Perhaps as you read these quotes you conclude that you can never be a good doctor. It’s clearly hard.

Broyard advises doctors on how to go about their work, not to be afraid of failure:

  • A doctor’s job would be so much more interesting and satisfying if he simply let himself plunge into the patient, if he could lose his own fear of failing.
  • Importantly Broyard wants his doctor to “enjoy” him but crucially to understand that the patient is his superior not inferior, an understanding that might be close to the heart of what it is to be a good doctor.
  • I would also like a doctor who enjoyed me. I want to be a good story for him, to give him some of my art in exchange for his.
  • I’d like [my doctor] to know that I feel superior to him…that he is my patient also and I have my diagnosis of him.

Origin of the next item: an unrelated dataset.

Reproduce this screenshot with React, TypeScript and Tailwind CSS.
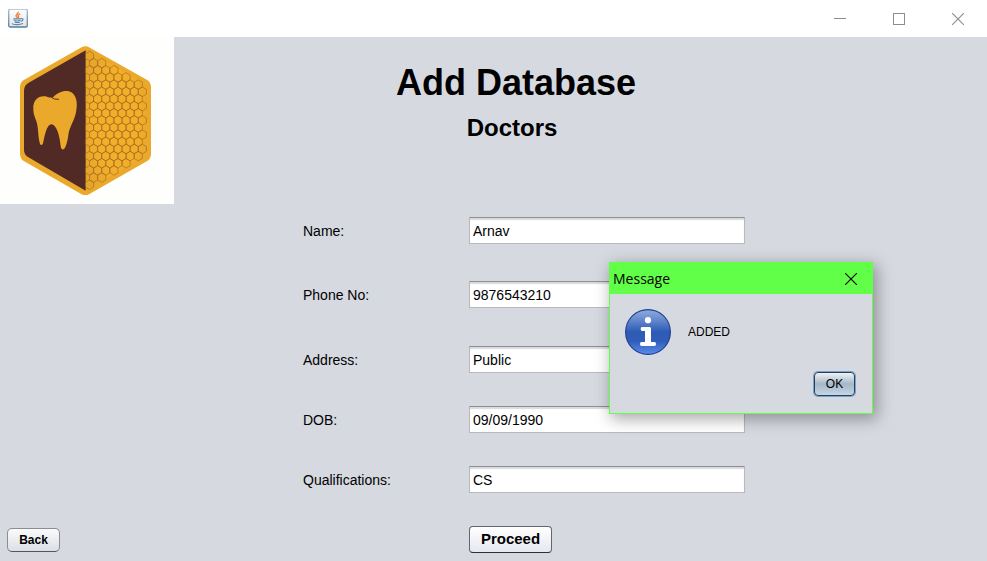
import React, { useState } from "react";

const CELLS_PER_ROW = [1, 2, 4, 5, 7, 7, 7, 7, 7, 7, 7, 7, 7, 7, 7, 5, 4, 2, 1];

function cellPath(cx: number, cy: number) {
  return `M${cx} ${cy - 14.3}L${cx + 12.2} ${cy - 7.1}V${cy + 7.1}L${cx} ${cy + 14.3}L${cx - 12.2} ${cy + 7.1}V${cy - 7.1}Z`;
}

const HONEYCOMB = CELLS_PER_ROW.map((count, row) => {
  const startX = row % 2 === 0 ? 268.5 : 280.7;
  return Array.from({ length: count }, (_, i) => cellPath(startX + i * 24.4, 168 + row * 21.45)).join("");
}).join("");

function ClinicLogo() {
  return (
    <svg viewBox="0 111 522 501" className="block w-[174px] h-[167px] bg-[#fefefd]" role="img" aria-label="Clinic logo">
      <defs>
        <radialGradient id="gold" cx="0.5" cy="0.5" r="0.6">
          <stop offset="0.6" stopColor="#f3af29" />
          <stop offset="1" stopColor="#e6a42a" />
        </radialGradient>
      </defs>
      <path d="M256 164L428 261V462L256 560L85 462V261Z" fill="#eba92c" stroke="#eba92c" strokeWidth="50" strokeLinejoin="round" />
      <path d="M257 151L428 248Q440 256 440 268V454Q440 466 428 474L257 571Z" fill="url(#gold)" />
      <path d="M257 151L86 248Q72 256 72 272V450Q72 464 84 471L257 572Z" fill="#522a25" />
      <path d={HONEYCOMB} fill="none" stroke="#a06a1f" strokeWidth="1.9" />
      <path
        d="M100 327C98 297 120 284 141 290C150 293 155 294 161 290C174 276 198 267 214 277C231 288 233 311 228 337C222 366 208 380 205 405C202 428 197 442 192 447C187 451 183 446 182 438C179 408 171 376 155 373C139 374 134 409 129 430C126 438 121 436 119 428C113 402 116 382 108 361C102 345 100 338 100 327Z"
        fill="#eba92c"
      />
      <path d="M154 292Q162 299 177 298" fill="none" stroke="#522a25" strokeWidth="3" />
    </svg>
  );
}

function JavaIcon() {
  return (
    <svg viewBox="0 0 20 20" className="block size-5" aria-hidden="true">
      <defs>
        <linearGradient id="tile" x2="0" y2="1">
          <stop offset="0" stopColor="#ffffff" />
          <stop offset="1" stopColor="#dfe3e8" />
        </linearGradient>
        <linearGradient id="tileEdge" x2="0" y2="1">
          <stop offset="0" stopColor="#a9bccb" />
          <stop offset="1" stopColor="#577b9a" />
        </linearGradient>
      </defs>
      <rect x="0.7" y="0.2" width="18.6" height="17.8" rx="1.6" fill="url(#tile)" stroke="url(#tileEdge)" strokeWidth="1.3" />
      <path d="M10.2 2.8C11 4.8 7 5.6 8.2 7.4L9.3 8.9M12.3 4.9C9.5 6 9.6 6.9 10.6 7.9L10 9.1" fill="none" stroke="#ee8642" strokeWidth="1.5" />
      <path d="M5.3 9.9H13M6 11.5Q9 12.5 12.4 11.5M6.8 13.2Q9 13.9 11.8 13.2M13 9.7C16 8.9 15.5 11.9 12.6 12.3M4 14.5C5 16 12.5 16 15 14.4" fill="none" stroke="#5d87a8" strokeWidth="1.1" />
    </svg>
  );
}

function InfoIcon() {
  return (
    <svg viewBox="0 0 46 46" className="block size-[46px]" aria-hidden="true">
      <defs>
        <linearGradient id="info" x2="0" y2="1">
          <stop offset="0" stopColor="#90acdf" />
          <stop offset="0.25" stopColor="#5f86cb" />
          <stop offset="0.5" stopColor="#2d5bb5" />
          <stop offset="0.7" stopColor="#2f5db9" />
          <stop offset="1" stopColor="#5b8ceb" />
        </linearGradient>
      </defs>
      <circle cx="23" cy="23" r="22.4" fill="url(#info)" stroke="#1f3f8f" strokeWidth="1.1" />
      <circle cx="23" cy="11.2" r="3.1" fill="#fff" />
      <path d="M17 18H24.5Q26 18 26 19.5V33H29.5Q31 33 31 35Q31 37 29.5 37H16.5Q15 37 15 35Q15 33 16.5 33H20V22H17Q15.7 22 15.7 20Q15.7 18 17 18Z" fill="#fff" />
    </svg>
  );
}

function CloseGlyph() {
  return (
    <svg viewBox="0 0 12 12" className="block size-3" aria-hidden="true">
      <path d="M0 0L12 12M12 0L0 12" stroke="currentColor" strokeWidth="1.1" />
    </svg>
  );
}

function TitleBar() {
  return (
    <header className="flex h-[37px] shrink-0 items-center justify-between bg-white pl-2 text-[#8c8c8c]">
      <JavaIcon />
      <div className="flex h-9">
        <button type="button" aria-label="Minimize" className="flex w-[59px] items-center justify-center">
          <span className="h-px w-3 bg-current" />
        </button>
        <button type="button" aria-label="Maximize" className="flex w-[59px] items-center justify-center">
          <span className="size-3 border border-current" />
        </button>
        <button type="button" aria-label="Close window" className="flex w-[59px] items-center justify-center">
          <CloseGlyph />
        </button>
      </div>
    </header>
  );
}

type FieldProps = { id: string; label: string; value: string; gap: string };

function Field({ id, label, value, gap }: FieldProps) {
  return (
    <div className={`flex items-center ${gap}`}>
      <label htmlFor={id} className="w-[166px] text-sm">
        {label}
      </label>
      <input
        id={id}
        type="text"
        defaultValue={value}
        className="h-[27px] w-[276px] border border-[#b9b9bb] border-t-[#8d8e91] bg-white px-[3px] text-sm shadow-[inset_0_2px_1px_#d9dadd] outline-none"
      />
    </div>
  );
}

function MessageDialog({ onClose }: { onClose: () => void }) {
  return (
    <section
      role="dialog"
      aria-labelledby="dialog-title"
      className="absolute top-[225px] left-[609px] w-[264px] border border-[#62ff48] bg-[#d6d9e0] shadow-[3px_4px_15px_1px_rgba(0,0,0,0.34)]"
    >
      <div className="flex h-[31px] items-center justify-between bg-[#62ff48] pr-[15px] pl-[3px]">
        <h2 id="dialog-title" className="font-['Open_Sans',sans-serif] text-sm">
          Message
        </h2>
        <button type="button" aria-label="Close message" onClick={onClose}>
          <CloseGlyph />
        </button>
      </div>
      <div className="flex items-center gap-[17px] px-[15px] pt-[15px] text-xs">
        <InfoIcon />
        <p>ADDED</p>
      </div>
      <div className="flex justify-end px-[17px] py-[17px]">
        <button
          type="button"
          onClick={onClose}
          className="h-6 w-[41px] rounded-[4px] border border-[#2b4057] bg-linear-to-b from-[#f0f3f7] via-[#a5b7c8] to-[#c4d6e6] text-xs ring-1 ring-[#73a4d1]"
        >
          OK
        </button>
      </div>
    </section>
  );
}

export default function App() {
  const [open, setOpen] = useState(true);
  return (
    <div className="flex min-h-screen flex-col bg-[#d6d9e0] font-['Liberation_Sans',Arial,sans-serif] text-black">
      <TitleBar />
      <div className="relative flex flex-1">
        <aside className="flex w-[174px] shrink-0 flex-col justify-between">
          <ClinicLogo />
          <div className="px-[7px] pb-[9px]">
            <button
              type="button"
              className="h-6 w-[53px] rounded-[5px] border border-[#8a8d93] border-b-[#53565c] bg-linear-to-b from-[#fbfbfc] to-[#dcdfe6] text-xs font-bold"
            >
              Back
            </button>
          </div>
        </aside>
        <main className="flex-1 pl-[129px]">
          <div className="w-[426px] pt-6 pb-[74px] text-center font-bold">
            <h1 className="text-4xl leading-[44px]">Add Database</h1>
            <p className="pt-2 pr-2 text-2xl leading-[30px]">Doctors</p>
          </div>
          <form onSubmit={(e) => e.preventDefault()}>
            <Field id="name" label="Name:" value="Arnav" gap="mb-[37px]" />
            <Field id="phone" label="Phone No:" value="9876543210" gap="mb-[38px]" />
            <Field id="address" label="Address:" value="Public" gap="mb-[33px]" />
            <Field id="dob" label="DOB:" value="09/09/1990" gap="mb-[33px]" />
            <Field id="qualifications" label="Qualifications:" value="CS" gap="mb-[33px]" />
            <div className="pl-[166px]">
              <button
                type="submit"
                className="block h-[27px] w-[83px] rounded-[4px] border border-[#64666b] border-b-[#2d2f33] bg-linear-to-b from-white to-[#e6e8f0] text-[15px] font-bold"
              >
                Proceed
              </button>
            </div>
          </form>
        </main>
        {open && <MessageDialog onClose={() => setOpen(false)} />}
      </div>
    </div>
  );
}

PS. After I wrote this I read a review of a biography of William Harvey, indisputably a great doctor. What fascinated me was that Harvey performed an autopsy on his own father and in public lectures would refer to the huge size of his father’s colon. Truly there are many ways to be a great doctor.

Broyard

6 thoughts on “It’s hard, perhaps impossibly hard, to be a good doctor

  1. As I am recovering (I hope) from my second myocardial infarct I think back to a conversation I had with Dave Sackett (a good doctor if there ever was one) after my first MI. He asked me if I would prefer to have a doctor who knew all the latest evidence on the relative effectiveness of available treatments, or one who held my hand. When I replied that I would rather have the one who held my hand, he thought for a moment, then replied “You’re right”. It was the right answer for me then, and it still is.

    Liked by 1 person

    • What an interesting interaction. I’m supposed to be writing a long obituary of Dave for the Royal College of Physicians. If and when I get round to it, I’ll ask you permission to include the story.

      Like

  2. It’s impossible. Maybe we want empathy, as described here, near end if life. But in prime of life, e.g. my field maternity, we also want obsessive attention to detail. Checklists etc. No-one. Absolutely no-one can do both every day.

    Liked by 1 person

  3. Surely you were joking, or using satire. My field also was maternity care, and it there is any place more in need of empathy than birth I cannot envisage it. You take your checklists. Mothers and babies need a lot more.

    Liked by 1 person

  4. I don’t see why attention to detail and empathy have to be mutually exclusive. Maybe if we’re talking purely of those on the autistic spectrum – but most act outside of that. Can you not have an empathetic carpenter, cleaner or painter?

    The doctor’s error is often that they believe that physiological improvement / longevity trumps all other factors including happiness, serenity and satisfaction. This is partly because we have used exam ratings to select those who are most focussed and academic, but also because of a culture that sees death as a failure rather than the most natural part of life.